We believe that attractor bifurcation computed by AEON will shift the current technology toward a comprehensive method when integrated with tools aimed at control or other analysis methods.

2 Attractors in Parametrised Boolean Networks

In this section, we define precisely the problem of attractor bifurcation analysis. We also give an overview of the necessary technical background needed to describe the algorithmic solution and its implementation. More details can be found in  [4].

Boolean network (BN) consists of a finite set of state variables \(\mathcal {V}\) (whose elements we denote by \(\mathtt {A}\), \(\mathtt {B}\), ...), a set of regulations \(R \subseteq \mathcal {V}\times \mathcal {V}\), and a family of Boolean update functions \(\mathcal F = \{ F_{\mathtt {A}} \mid \mathtt {A} \in \mathcal {V}\}\). If \((\mathtt {B}, \mathtt {A}) \in R\), we say that \(\mathtt {B}\) is a regulator of \(\mathtt {A}\). For each \(\mathtt {A} \in \mathcal {V}\), we call the set \(\mathcal {C}(\mathtt {A}) = \{\mathtt {B} \in \mathcal {V}\mid (\mathtt {B}, \mathtt {A}) \in R \}\) of its regulators the context of \(\mathtt {A}\). A state of the BN is an assignment of Boolean values to the variables, i.e. a function \(\mathcal {V}\rightarrow \{0, 1\}\). The type signature of each update function \(F_{\mathtt {A}}\) is given by the context of \(\mathtt {A}\) as \(F_{\mathtt {A}}: \{0, 1\}^{\mathcal {C}(\mathtt {A})} \rightarrow \{0, 1\}\).

In Boolean networks, one often describes various properties of the network regulations. Here, we focus on three most basic types of regulation: We say that \((\mathtt {A}, \mathtt {B}) \in R\) is observable if there exists a state where changing the value of \(\mathtt {A}\) also changes the value of \(F_{\mathtt {B}}\). In the tool, edges that might be non-observable are drawn using dashed lines.

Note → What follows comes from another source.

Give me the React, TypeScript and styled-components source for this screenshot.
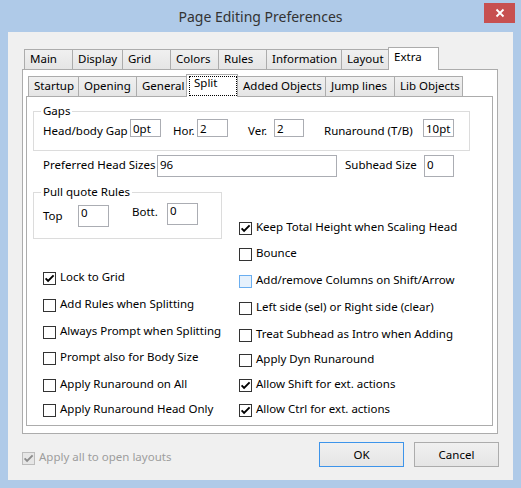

We say that a regulation \((\mathtt {A}, \mathtt {B}) \in R\) is activating if by increasing \(\mathtt {A}\), one cannot decrease the value of \(F_{\mathtt {B}}\). Symmetrically, the regulation is inhibiting if by increasing \(\mathtt {A}\), one cannot increase the value of \(F_{\mathtt {B}}\). In the tool, activating edges are denoted using green colour and sharp arrow tips, inhibiting edges are denoted using red colour and flat arrow tips, and edges that might be neither activating nor inhibiting are denoted using grey colour.

Fig. 1.
figure 1

Illustration of a (parametrised) BN and its state transition graph. (Color figure online)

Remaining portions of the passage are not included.